▼
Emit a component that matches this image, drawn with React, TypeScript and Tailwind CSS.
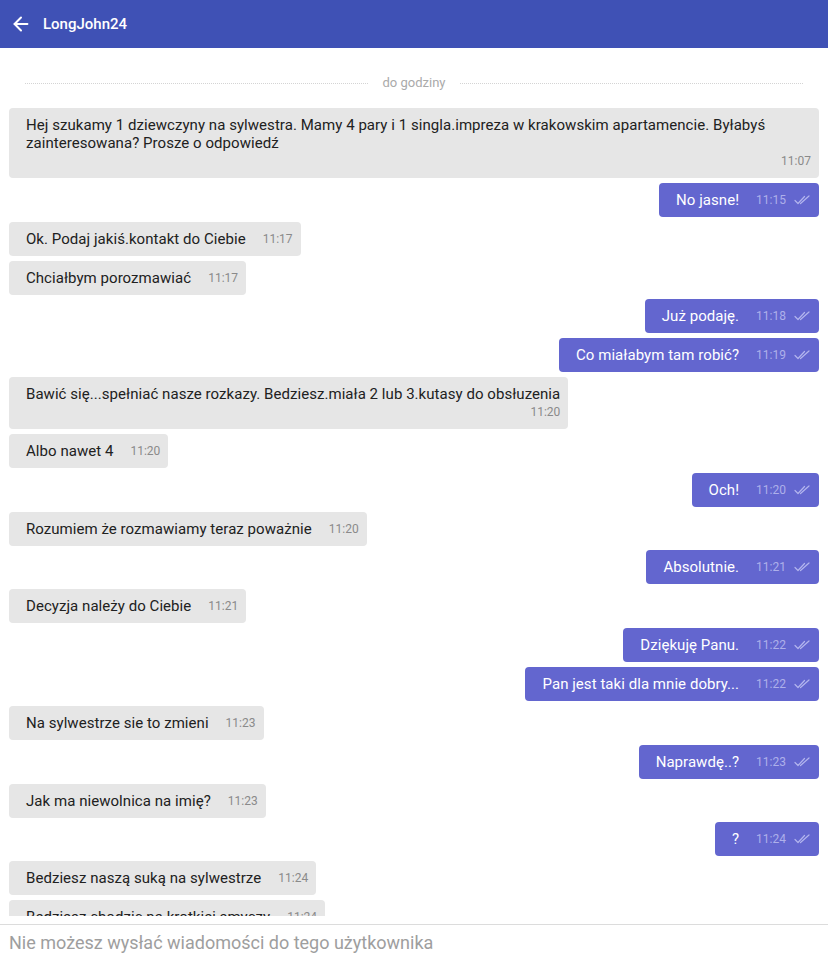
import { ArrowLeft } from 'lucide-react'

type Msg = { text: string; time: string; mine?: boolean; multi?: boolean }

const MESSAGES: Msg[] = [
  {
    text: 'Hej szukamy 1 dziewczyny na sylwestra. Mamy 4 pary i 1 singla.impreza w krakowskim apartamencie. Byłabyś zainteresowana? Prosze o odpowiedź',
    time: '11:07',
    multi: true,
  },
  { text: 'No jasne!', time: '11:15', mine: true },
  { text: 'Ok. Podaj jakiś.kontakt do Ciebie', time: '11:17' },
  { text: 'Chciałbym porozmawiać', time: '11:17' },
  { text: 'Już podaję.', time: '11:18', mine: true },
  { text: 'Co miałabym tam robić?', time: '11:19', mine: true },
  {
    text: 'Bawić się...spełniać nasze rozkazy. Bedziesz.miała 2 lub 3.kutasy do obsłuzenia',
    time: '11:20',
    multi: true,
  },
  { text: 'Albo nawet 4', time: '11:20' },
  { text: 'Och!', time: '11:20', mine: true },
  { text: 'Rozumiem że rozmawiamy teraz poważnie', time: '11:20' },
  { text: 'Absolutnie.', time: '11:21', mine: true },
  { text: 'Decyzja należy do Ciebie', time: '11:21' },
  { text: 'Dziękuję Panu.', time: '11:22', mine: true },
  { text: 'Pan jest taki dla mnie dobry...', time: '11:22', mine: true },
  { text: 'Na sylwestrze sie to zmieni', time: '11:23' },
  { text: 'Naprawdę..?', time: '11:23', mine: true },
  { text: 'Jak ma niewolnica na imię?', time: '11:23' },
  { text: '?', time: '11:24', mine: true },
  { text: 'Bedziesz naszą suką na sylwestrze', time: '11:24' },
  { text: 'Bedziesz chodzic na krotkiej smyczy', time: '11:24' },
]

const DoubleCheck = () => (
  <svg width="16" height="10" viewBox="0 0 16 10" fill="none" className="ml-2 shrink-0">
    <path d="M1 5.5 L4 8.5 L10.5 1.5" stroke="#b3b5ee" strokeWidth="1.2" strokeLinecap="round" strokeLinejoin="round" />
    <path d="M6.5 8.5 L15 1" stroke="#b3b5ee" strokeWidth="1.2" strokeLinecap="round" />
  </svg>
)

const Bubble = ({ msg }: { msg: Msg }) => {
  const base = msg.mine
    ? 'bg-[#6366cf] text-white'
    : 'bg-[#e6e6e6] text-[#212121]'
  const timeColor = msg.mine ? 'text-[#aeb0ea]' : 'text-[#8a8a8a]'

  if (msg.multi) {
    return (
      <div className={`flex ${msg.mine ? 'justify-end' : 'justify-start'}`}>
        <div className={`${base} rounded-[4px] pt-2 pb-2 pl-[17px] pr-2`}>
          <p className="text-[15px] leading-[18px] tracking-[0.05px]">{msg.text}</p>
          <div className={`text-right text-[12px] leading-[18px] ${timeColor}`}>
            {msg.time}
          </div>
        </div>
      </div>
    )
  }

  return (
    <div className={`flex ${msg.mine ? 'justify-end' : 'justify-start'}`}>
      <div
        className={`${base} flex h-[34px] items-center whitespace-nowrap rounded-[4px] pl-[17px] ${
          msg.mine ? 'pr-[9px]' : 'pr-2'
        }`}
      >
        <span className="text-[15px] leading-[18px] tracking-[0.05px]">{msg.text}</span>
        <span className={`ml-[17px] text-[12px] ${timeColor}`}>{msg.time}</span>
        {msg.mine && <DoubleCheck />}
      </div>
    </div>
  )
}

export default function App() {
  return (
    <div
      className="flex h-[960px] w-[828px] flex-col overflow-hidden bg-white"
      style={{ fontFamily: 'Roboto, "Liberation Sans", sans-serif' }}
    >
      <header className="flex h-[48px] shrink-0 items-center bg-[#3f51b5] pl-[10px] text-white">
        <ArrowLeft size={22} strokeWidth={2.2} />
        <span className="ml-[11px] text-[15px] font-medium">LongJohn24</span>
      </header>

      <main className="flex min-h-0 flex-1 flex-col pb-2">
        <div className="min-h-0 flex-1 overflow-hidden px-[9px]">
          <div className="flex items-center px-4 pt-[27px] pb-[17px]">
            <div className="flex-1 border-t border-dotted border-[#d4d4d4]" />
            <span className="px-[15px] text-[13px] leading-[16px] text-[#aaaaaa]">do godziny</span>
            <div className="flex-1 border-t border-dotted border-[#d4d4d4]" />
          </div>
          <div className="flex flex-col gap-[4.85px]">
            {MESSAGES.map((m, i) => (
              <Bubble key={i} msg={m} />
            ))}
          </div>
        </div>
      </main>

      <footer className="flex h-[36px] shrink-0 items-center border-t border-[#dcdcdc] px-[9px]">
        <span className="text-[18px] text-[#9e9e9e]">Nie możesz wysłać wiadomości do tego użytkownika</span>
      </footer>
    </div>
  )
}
▲
From the first line above to the line containing "string; time: string;", repeat each line exactly. Pictures stay out.

Correct response ::
Emit a component that matches this image, drawn with React, TypeScript and Tailwind CSS.
import { ArrowLeft } from 'lucide-react'

type Msg = { text: string; time: string; mine?: boolean; multi?: boolean }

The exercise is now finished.